■ What needs to be done
Return all lines that include the string "React".

■ Data lines
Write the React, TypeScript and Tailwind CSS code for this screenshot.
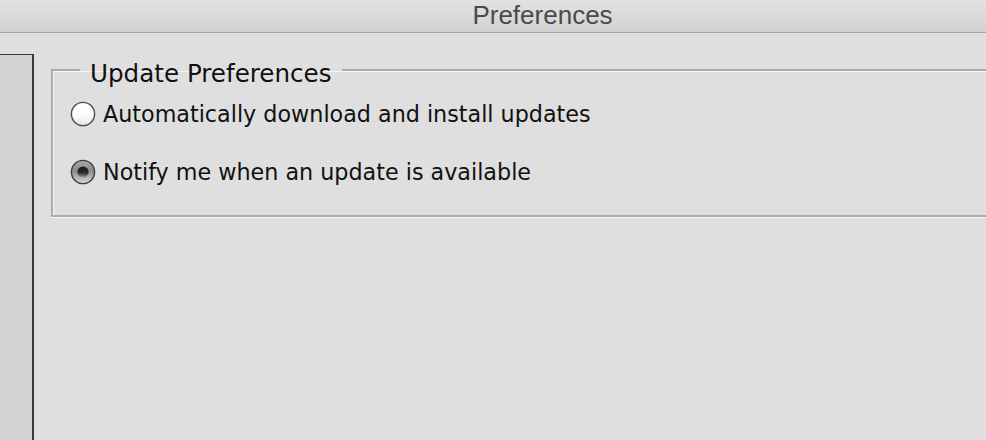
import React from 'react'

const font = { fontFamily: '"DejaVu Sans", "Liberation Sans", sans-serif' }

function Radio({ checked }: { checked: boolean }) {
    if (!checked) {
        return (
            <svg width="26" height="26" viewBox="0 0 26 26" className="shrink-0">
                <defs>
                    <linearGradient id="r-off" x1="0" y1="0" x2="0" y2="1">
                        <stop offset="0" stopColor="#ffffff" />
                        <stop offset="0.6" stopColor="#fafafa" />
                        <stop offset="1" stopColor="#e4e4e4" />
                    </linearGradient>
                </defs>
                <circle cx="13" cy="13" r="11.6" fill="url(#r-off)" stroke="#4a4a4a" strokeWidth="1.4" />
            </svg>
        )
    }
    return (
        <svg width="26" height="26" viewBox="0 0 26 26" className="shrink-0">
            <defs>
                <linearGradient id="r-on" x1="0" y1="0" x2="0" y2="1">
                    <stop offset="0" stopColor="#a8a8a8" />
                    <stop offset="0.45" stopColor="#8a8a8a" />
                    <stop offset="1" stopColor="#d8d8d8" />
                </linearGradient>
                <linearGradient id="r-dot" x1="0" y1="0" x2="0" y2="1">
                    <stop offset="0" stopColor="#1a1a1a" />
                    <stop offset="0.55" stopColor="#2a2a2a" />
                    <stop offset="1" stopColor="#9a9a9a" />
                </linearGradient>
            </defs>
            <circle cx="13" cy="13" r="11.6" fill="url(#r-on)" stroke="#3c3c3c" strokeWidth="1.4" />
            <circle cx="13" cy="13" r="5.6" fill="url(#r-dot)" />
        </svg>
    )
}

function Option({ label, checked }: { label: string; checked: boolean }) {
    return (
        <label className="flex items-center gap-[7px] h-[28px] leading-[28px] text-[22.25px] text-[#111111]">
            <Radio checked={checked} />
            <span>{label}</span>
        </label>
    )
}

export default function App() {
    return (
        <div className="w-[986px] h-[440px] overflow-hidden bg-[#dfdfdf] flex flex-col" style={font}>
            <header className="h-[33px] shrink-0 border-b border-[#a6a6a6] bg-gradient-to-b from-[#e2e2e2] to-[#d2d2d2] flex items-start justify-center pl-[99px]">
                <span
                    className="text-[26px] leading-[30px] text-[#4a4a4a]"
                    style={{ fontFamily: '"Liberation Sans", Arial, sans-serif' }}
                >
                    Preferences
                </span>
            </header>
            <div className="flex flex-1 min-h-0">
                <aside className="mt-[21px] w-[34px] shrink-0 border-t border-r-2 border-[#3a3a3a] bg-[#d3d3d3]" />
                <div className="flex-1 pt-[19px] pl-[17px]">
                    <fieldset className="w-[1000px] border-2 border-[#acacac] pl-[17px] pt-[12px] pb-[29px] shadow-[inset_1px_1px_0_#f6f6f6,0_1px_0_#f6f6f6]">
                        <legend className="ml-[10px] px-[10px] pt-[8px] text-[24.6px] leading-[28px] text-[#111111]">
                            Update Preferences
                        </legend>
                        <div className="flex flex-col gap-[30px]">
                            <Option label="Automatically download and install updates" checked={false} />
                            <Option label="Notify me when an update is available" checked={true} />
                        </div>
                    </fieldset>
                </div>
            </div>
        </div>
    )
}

■ Final result
Write the React, TypeScript and Tailwind CSS code for this screenshot.
import React from 'react'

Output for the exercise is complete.